Our testing of the CR-Scan Lizard 3D scanning system from Creality continues with post-scan processing and our summary.
CR-Scan Lizard Processing
Processing scans is a critical feature of the CR-Scan Lizard system. Basically it’s the process of converting from a captured point cloud to a usable 3D model. The software includes all the necessary functions to do this effectively, although it can be quite tricky to figure out how to use them, as described above.
No scanning system is perfect, and captured point clouds will certainly have a number of stray points. The best practice is to spend some time examining the captures and manually chopping out any obviously bad points that would otherwise confuse the processing algorithms. The software can easily do this, and even provide some editing after processing.
One very annoying limitation is that once a 3D model is created, you cannot spin it around in 3D view. Instead the 3D model disappears and is replaced by axis lines and a very faint outline. When you stop rotating the object reappears. This makes it extremely difficult to examine the 3D model properly and I have no idea why Creality’s software does this, since they can rotate point clouds easily and the PC routinely handles rotation of more complex 3D models in other software tools.

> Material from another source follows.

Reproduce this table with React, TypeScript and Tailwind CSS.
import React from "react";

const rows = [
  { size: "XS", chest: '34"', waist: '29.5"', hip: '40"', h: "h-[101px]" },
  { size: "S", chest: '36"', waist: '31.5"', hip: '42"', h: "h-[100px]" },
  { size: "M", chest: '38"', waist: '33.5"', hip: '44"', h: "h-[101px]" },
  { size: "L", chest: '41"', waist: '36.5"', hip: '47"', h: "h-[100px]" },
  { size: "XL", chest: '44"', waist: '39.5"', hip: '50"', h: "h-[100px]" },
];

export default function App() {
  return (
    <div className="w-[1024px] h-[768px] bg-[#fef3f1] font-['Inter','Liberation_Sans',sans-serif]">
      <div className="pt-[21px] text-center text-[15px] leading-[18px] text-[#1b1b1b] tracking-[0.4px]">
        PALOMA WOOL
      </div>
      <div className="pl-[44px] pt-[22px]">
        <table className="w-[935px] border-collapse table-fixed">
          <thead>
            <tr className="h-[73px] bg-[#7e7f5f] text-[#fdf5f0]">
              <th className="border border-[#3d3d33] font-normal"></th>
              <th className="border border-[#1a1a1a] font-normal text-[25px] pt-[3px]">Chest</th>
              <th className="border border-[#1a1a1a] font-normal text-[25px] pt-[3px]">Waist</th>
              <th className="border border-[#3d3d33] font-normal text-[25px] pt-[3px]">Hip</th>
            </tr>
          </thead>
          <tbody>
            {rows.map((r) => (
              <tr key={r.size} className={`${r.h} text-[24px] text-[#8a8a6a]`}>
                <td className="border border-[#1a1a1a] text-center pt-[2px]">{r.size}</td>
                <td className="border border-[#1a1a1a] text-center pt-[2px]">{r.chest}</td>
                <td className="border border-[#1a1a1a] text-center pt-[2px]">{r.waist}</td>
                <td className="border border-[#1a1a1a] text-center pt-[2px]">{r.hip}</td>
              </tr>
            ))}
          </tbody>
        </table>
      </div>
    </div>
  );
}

CR-Scan Lizard Advanced Operations
Processing is done on “scans”. Each scan operation is composed of a number of “frames” representing the infrared sensor array results at each moment. A project is usually composed of several scans because most objects are larger than the rather small scanning area in turntable mode and several scan views are required. These must be joined together in the software to complete the 3D model.

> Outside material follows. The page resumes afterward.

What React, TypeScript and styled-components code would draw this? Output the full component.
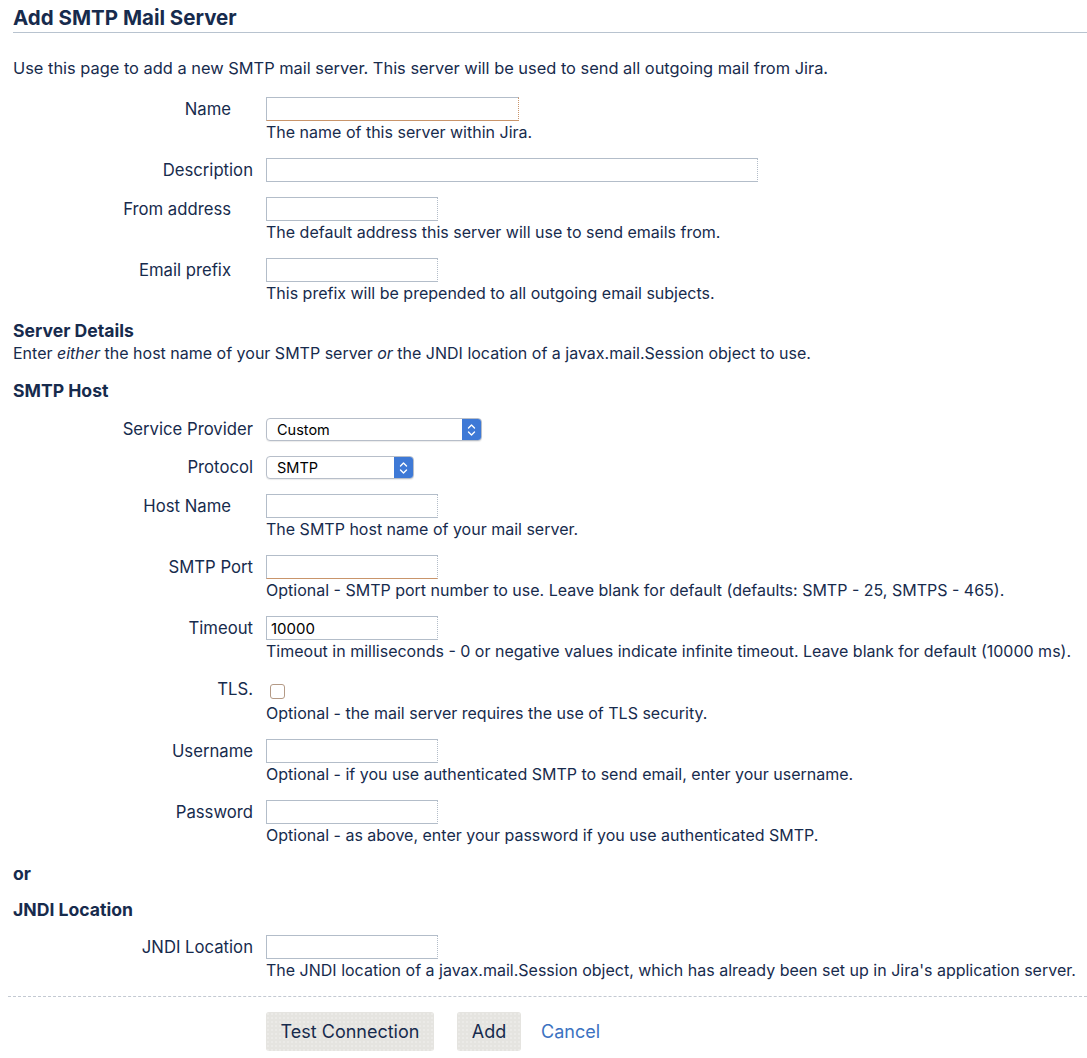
import React from "react";
import styled, { createGlobalStyle } from "styled-components";

const GlobalStyle = createGlobalStyle`
  html, body { margin: 0; padding: 0; background: #ffffff; }
  body {
    font-family: Inter, "Open Sans", "Liberation Sans", sans-serif;
    font-size: 16px;
    color: #172b4d;
  }
  * { box-sizing: border-box; }
`;

const Page = styled.div`
  width: 1087px;
`;

const Header = styled.h2`
  margin: 0 0 0 13px;
  padding: 7px 0 3px 0;
  font-size: 20.5px;
  line-height: 22px;
  font-weight: 700;
  color: #172b4d;
  border-bottom: 1px solid #b8c3cf;
`;

const Intro = styled.p`
  margin: 24px 0 0 13px;
  font-size: 16.4px;
  line-height: 22px;
`;

const Form = styled.div`
  display: flex;
  flex-direction: column;
  padding-left: 13px;
  margin-top: 18px;
`;

const Row = styled.div<{ $gap?: number }>`
  display: grid;
  grid-template-columns: 240px 1fr;
  column-gap: 13px;
  margin-bottom: ${(p) => p.$gap ?? 15}px;
`;

const Label = styled.label<{ $required?: boolean; $h?: number }>`
  text-align: right;
  font-size: 16.7px;
  line-height: ${(p) => p.$h ?? 24}px;
  padding-right: ${(p) => (p.$required ? 22 : 0)}px;
  white-space: nowrap;
`;

const Control = styled.div`
  display: flex;
  flex-direction: column;
  align-items: flex-start;
`;

const TextInput = styled.input<{ $w: number; $warm?: boolean; $warmRight?: boolean }>`
  width: ${(p) => p.$w}px;
  height: 24px;
  margin: 0;
  padding: 0 4px;
  font-family: inherit;
  font-size: 15px;
  color: #000;
  border: 1px solid #b3bdc9;
  border-right-style: dotted;
  border-bottom-color: ${(p) => (p.$warm ? "#c9956b" : "#b3bdc9")};
  border-right-color: ${(p) => (p.$warmRight ? "#c9956b" : "#b3bdc9")};
  border-radius: 0;
  outline: none;
  background: #fff;
`;

const Desc = styled.div`
  line-height: 22px;
  white-space: nowrap;
`;

const SectionTitle = styled.h3<{ $mt?: number }>`
  margin: ${(p) => p.$mt ?? 0}px 0 0 0;
  font-size: 17.6px;
  line-height: 22px;
  font-weight: 700;
`;

const SectionText = styled.p`
  margin: 0 0 16px 0;
  line-height: 22px;
`;

const Spacer = styled.div<{ $h: number }>`
  height: ${(p) => p.$h}px;
`;

const SelectBox = styled.div<{ $w: number }>`
  display: flex;
  width: ${(p) => p.$w}px;
  height: 23px;
  border: 1px solid #b7bec9;
  border-radius: 4px;
  background: #fff;
  overflow: hidden;
  box-shadow: 0 1px 1px rgba(0, 0, 0, 0.08);
`;

const SelectValue = styled.span`
  flex: 1;
  padding-left: 10px;
  font-size: 14.5px;
  line-height: 21px;
  color: #000;
`;

const Stepper = styled.span`
  width: 19px;
  display: flex;
  align-items: center;
  justify-content: center;
  background: #3e79d6;
`;

const CheckLine = styled.div`
  height: 25px;
  display: flex;
  align-items: center;
`;

const Checkbox = styled.span`
  width: 15px;
  height: 15px;
  margin-left: 4px;
  margin-top: 3px;
  border: 1px solid #b49a86;
  border-radius: 3px;
  background: #fff;
`;

const Divider = styled.hr`
  margin: 15px 0 0 8px;
  border: none;
  border-top: 1px dashed #c3c9d2;
  height: 0;
`;

const Actions = styled.div`
  display: flex;
  align-items: center;
  padding-left: 266px;
  margin-top: 15px;
`;

const Button = styled.button<{ $w: number }>`
  width: ${(p) => p.$w}px;
  height: 39px;
  margin-right: 23px;
  border: none;
  border-radius: 3px;
  font-family: inherit;
  font-size: 18px;
  color: #172b4d;
  background-color: #e5e4e0;
  background-image: radial-gradient(rgba(255, 255, 255, 0.5) 0.6px, transparent 0.8px);
  background-size: 4px 4px;
  cursor: pointer;
`;

const CancelLink = styled.a`
  margin-left: -3px;
  font-size: 18px;
  color: #3c72c1;
  text-decoration: none;
`;

const StepIcon = () => (
  <svg width="9" height="14" viewBox="0 0 9 14" fill="none" stroke="#fff" strokeWidth="1.4" strokeLinecap="round" strokeLinejoin="round">
    <path d="M1.5 5 L4.5 2 L7.5 5" />
    <path d="M1.5 9 L4.5 12 L7.5 9" />
  </svg>
);

type FieldProps = {
  label: string;
  required?: boolean;
  width?: number;
  value?: string;
  desc?: string;
  warm?: boolean;
  warmRight?: boolean;
  gap?: number;
};

const Field = ({ label, required, width = 172, value, desc, warm, warmRight, gap }: FieldProps) => (
  <Row $gap={gap}>
    <Label $required={required}>{label}</Label>
    <Control>
      <TextInput $w={width} $warm={warm} $warmRight={warmRight} defaultValue={value} />
      {desc && <Desc>{desc}</Desc>}
    </Control>
  </Row>
);

const SelectField = ({ label, width, value }: { label: string; width: number; value: string }) => (
  <Row>
    <Label $h={23}>{label}</Label>
    <Control>
      <SelectBox $w={width}>
        <SelectValue>{value}</SelectValue>
        <Stepper>
          <StepIcon />
        </Stepper>
      </SelectBox>
    </Control>
  </Row>
);

export default function App() {
  return (
    <Page>
      <GlobalStyle />
      <Header>Add SMTP Mail Server</Header>
      <Intro>
        Use this page to add a new SMTP mail server. This server will be used to send all outgoing mail from Jira.
      </Intro>
      <Form>
        <Field label="Name" required width={253} desc="The name of this server within Jira." warm warmRight />
        <Field label="Description" width={492} />
        <Field label="From address" required desc="The default address this server will use to send emails from." />
        <Field label="Email prefix" required desc="This prefix will be prepended to all outgoing email subjects." gap={16} />

        <SectionTitle>Server Details</SectionTitle>
        <SectionText>
          Enter <em>either</em> the host name of your SMTP server <em>or</em> the JNDI location of a javax.mail.Session
          object to use.
        </SectionText>

        <SectionTitle>SMTP Host</SectionTitle>
        <Spacer $h={16} />
        <SelectField label="Service Provider" width={216} value="Custom" />
        <SelectField label="Protocol" width={148} value="SMTP" />
        <Field label="Host Name" required desc="The SMTP host name of your mail server." />
        <Field
          label="SMTP Port"
          desc="Optional - SMTP port number to use. Leave blank for default (defaults: SMTP - 25, SMTPS - 465)."
          warm
        />
        <Field
          label="Timeout"
          value="10000"
          desc="Timeout in milliseconds - 0 or negative values indicate infinite timeout. Leave blank for default (10000 ms)."
        />
        <Row>
          <Label $h={25}>TLS.</Label>
          <Control>
            <CheckLine>
              <Checkbox />
            </CheckLine>
            <Desc>Optional - the mail server requires the use of TLS security.</Desc>
          </Control>
        </Row>
        <Field label="Username" desc="Optional - if you use authenticated SMTP to send email, enter your username." />
        <Field
          label="Password"
          desc="Optional - as above, enter your password if you use authenticated SMTP."
          gap={17}
        />

        <SectionTitle>or</SectionTitle>
        <SectionTitle $mt={14}>JNDI Location</SectionTitle>
        <Spacer $h={14} />
        <Field
          label="JNDI Location"
          gap={0}
          desc="The JNDI location of a javax.mail.Session object, which has already been set up in Jira's application server."
        />
      </Form>
      <Divider />
      <Actions>
        <Button $w={168}>Test Connection</Button>
        <Button $w={64}>Add</Button>
        <CancelLink href="#">Cancel</CancelLink>
      </Actions>
    </Page>
  );
}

A typical operation on the turntable would involve multiple scans: at different heights to capture the entire object; and with the object turned upside down or sideways to capture the bottom.

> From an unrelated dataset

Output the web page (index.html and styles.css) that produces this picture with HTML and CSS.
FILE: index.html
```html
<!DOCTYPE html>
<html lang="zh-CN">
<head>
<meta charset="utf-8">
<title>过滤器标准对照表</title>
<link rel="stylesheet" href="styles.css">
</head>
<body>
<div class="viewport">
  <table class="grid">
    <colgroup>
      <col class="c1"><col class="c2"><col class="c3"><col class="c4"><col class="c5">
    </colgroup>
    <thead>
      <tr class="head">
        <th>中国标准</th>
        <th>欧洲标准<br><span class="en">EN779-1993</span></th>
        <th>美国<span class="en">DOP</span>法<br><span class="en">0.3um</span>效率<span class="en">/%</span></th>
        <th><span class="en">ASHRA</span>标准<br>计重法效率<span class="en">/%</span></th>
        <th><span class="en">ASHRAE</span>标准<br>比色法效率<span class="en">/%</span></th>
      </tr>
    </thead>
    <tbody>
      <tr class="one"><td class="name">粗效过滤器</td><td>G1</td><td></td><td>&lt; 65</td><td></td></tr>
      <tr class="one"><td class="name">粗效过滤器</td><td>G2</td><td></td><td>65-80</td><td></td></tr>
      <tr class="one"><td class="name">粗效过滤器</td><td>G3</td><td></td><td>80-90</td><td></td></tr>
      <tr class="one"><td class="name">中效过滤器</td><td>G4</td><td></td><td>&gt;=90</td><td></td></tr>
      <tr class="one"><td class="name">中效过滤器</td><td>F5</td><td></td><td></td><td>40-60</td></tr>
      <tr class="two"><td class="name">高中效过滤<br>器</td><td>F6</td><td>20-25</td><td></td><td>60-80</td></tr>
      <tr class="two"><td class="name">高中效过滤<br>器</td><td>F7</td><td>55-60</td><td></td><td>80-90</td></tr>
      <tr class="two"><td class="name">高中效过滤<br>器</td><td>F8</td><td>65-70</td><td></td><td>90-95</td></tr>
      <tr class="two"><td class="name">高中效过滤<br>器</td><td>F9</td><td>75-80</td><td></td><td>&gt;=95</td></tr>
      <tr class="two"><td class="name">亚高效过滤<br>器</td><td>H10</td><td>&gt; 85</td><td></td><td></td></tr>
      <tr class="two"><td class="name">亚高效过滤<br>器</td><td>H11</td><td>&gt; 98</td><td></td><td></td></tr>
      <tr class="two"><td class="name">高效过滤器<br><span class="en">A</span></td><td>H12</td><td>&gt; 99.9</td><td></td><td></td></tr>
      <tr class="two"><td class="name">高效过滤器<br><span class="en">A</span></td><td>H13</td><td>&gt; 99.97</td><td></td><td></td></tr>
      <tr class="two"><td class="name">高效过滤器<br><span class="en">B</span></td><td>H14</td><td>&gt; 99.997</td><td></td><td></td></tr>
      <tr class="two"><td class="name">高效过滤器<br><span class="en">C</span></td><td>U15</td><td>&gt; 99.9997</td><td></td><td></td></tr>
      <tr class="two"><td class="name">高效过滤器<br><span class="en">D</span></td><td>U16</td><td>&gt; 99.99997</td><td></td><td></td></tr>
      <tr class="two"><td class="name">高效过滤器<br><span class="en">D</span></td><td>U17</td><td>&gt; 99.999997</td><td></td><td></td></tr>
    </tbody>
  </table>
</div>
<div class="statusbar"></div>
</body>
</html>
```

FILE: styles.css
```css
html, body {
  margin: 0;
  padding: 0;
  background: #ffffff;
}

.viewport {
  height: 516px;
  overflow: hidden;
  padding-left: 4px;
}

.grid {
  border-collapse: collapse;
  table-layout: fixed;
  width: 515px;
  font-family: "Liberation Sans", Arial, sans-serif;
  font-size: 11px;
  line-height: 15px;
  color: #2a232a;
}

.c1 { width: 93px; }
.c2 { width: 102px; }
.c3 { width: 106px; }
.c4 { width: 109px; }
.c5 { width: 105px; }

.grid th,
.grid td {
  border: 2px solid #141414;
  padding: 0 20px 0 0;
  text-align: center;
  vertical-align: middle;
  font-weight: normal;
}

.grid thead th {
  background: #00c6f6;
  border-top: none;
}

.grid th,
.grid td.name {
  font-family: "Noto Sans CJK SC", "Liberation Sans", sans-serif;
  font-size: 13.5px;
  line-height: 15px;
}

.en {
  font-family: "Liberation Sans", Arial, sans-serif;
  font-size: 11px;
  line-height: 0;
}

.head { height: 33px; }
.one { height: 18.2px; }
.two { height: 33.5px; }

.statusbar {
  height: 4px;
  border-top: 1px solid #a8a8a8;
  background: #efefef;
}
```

This leads us to the advanced operation of joining models together, something CR Studio calls a “Fusion”. This is the process of joining two or more scans together, and allows different scanner views of the same object to contribute to the 3D model.
The process is relatively straightforward, but tricky.
First, there is an automated mode where the software makes a guess as to how to fit the pieces together. This, in my experience, almost never worked properly. I recommend just using the manual alignment procedure.
To manually align two captures you must identify at least three spots that appear on both of the captures. For example, scanning a human bust sculpture might have the tip of the nose visible in both. These point pairs are identified manually on each scan and provide the software with good info on where to start the alignment. After this is done the alignment process can begin. By repeating this process with several scans you can build up a pretty decent 3D model of all sides of the subject.
It is possible to obtain color 3D models by selecting the texture option during scanning. Basically the scanner captures a color image every once in a while during the scan and these are imprinted during a texturing phase of processing. This can take considerable processing time, so use this only if necessary.
CR-Scan Lizard Results
Despite the frustrations of using the sometimes incomprehensible CR Studio software, you can obtain very good scan results with the CR-Scan Lizard.
Surfaces are usually properly captured, with minimal noise. Although I did not perform any specific measurement tests, it appears the scans can be fairly accurate.
I did have some issues scanning metal parts that had a bit of a shine on their surface. Here you can see a small metal part I attempted to scan, and the result below. For objects like this, it’s best to coat them with a dulling agent. This can be done with any of several sprays designed for 3D scanning.
Once the software is tamed it does indeed produce very good 3D models, and if you’ve filled the inevitable holes you can proceed to 3D printing.
CR-Scan Lizard Pricing and Availability
The CR-Scan Lizard scanning system is now available through a Kickstarter campaign. Creality offers quite a number of product combinations, but as of this writing the lowest combo cost for a working system is only US$329, which has to be about the lowest price for a decent 3D scanner I’ve yet seen. Even the final MSRP of US$599 is still a very good price, given that other commercial scanners can cost many thousands. Creality expects to ship units some time in April, only a few weeks away.
The system also comes with a one year warranty, something few hardware items come with in this space.
CR-Scan Lizard Final Words
I am very impressed with the Creality CR-Scan Lizard hardware. It is definitely capable of capturing high quality 3D scans, albeit with a rather narrow field of view, thus requiring additional scans and processing.
The accompanying software is very challenging to use, not because it doesn’t work, but because it is very difficult to figure out how to do many operations. My hope is that Creality spends additional effort to make their software far more usable, particularly for those who have never used scanning software.
If you are up for a long period of “discovery” with the software, you definitely can learn how to use it well and your scans will be effective. On the other hand if you have an impatient attitude, you may not have a good experience.
As of this writing, Creality has sold thousands of these devices, so it seems to be a big success already.